Nobody publishes a national figure and we are not going to invent one. What is worth knowing is that the question has the wrong shape. Part of a catering bill genuinely is per person: the food, and some of the service. Part of it is not: the kitchen hours, the drive, the van, the equipment hire, the setting up and the taking down. That second part is fixed, or close to it, and when it is divided among more guests it becomes a smaller number each. So there is no single per-head price, there is a per-head price AT A HEAD COUNT, and it should come down as the count goes up. Put your own quote in above and the page will show you by how much.
Why doesn't my caterer's per-head price fall when I add guests?
It might be that their crew and their prep really do grow one-for-one with the head count, in which case the flat figure is honest and they will be able to show you the staffing plan that proves it. It might be that they price simply, because a single number is easy to quote and easy to compare. It might be that the fixed block has been smeared across an assumed head count and they have never taken it apart. This page does not tell you which, because it cannot, and anyone who tells you otherwise is guessing. What it does is size the fixed block on your own numbers so that you can ask a specific question instead of a vague one.
What does a caterer's kitchen actually earn?

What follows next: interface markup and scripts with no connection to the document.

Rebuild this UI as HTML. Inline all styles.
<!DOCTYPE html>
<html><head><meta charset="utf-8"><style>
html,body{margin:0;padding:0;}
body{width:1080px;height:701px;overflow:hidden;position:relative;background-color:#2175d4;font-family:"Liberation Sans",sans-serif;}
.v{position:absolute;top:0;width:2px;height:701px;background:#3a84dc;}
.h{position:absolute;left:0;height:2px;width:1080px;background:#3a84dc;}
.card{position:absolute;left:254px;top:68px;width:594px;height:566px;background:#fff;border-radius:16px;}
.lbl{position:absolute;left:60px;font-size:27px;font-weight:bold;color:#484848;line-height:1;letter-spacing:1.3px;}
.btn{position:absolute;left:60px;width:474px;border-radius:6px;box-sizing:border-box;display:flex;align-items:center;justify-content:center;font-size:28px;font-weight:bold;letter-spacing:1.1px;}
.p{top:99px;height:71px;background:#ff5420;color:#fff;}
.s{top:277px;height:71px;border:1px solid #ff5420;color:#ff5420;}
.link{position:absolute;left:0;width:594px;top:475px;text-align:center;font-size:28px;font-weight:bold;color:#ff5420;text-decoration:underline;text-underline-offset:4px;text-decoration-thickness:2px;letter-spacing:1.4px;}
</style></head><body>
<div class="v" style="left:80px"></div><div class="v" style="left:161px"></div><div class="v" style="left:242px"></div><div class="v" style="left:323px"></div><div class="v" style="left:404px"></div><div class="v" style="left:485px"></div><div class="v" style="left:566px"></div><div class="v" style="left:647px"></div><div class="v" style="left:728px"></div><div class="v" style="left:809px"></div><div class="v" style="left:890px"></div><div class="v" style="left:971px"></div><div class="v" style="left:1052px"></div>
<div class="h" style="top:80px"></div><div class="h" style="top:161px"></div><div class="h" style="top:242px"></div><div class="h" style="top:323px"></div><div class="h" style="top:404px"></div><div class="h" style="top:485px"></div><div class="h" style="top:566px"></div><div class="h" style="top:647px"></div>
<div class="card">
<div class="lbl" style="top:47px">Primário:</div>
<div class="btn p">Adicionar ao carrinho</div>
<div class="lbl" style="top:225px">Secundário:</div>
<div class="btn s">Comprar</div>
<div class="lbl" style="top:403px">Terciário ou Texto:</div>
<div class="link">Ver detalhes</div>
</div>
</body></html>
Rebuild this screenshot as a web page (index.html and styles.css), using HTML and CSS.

BLS puts a chef and head cook at a median of $30.03 an hour, or $62,470 a year, and a restaurant cook at $17.98 an hour, or $37,390. The median across every occupation in America is $24.51, so the first is above it and the second is well below it, and both of them are in the kitchen. Read those two figures with two warnings. Neither occupation is a catering occupation: they are restaurant-kitchen codes, and a caterer hires from that trade rather than being measured by it. And BLS excludes the self-employed, so the 200,040 chefs and 1,409,890 cooks it counts are the ones on somebody's payroll.
Am I being overcharged for catering?
We do not know, we have no sourced price to compare yours against, and a comparison to nothing is worth nothing. We are also not going to imply it, because the money between what you pay and what a cook earns is not a markup: it is the food, the hire, the van, the linen, the insurance, the licence, the payroll tax, the quoting nobody pays for and the weekends with no wedding in them. What the page can do is show you which part of your per-head price ought to move when the head count moves, and that is a far better thing to take into a conversation than a suspicion.
So what should I actually ask the caterer?
Four things, and none of them is an accusation. One: what is in the per-head price, and what is billed on top, so that two quotes can be compared at all. Two: how many hours of prep and kitchen time does this menu take, and how many people are on it. Three: what is the staffing plan at my head count and at fifty more, because that answer tells you how much of the job is fixed. Four: which of those people are chefs and which are cooks. A caterer who has thought about their own costs will answer all four without blinking, and the answers will tell you more than any average could.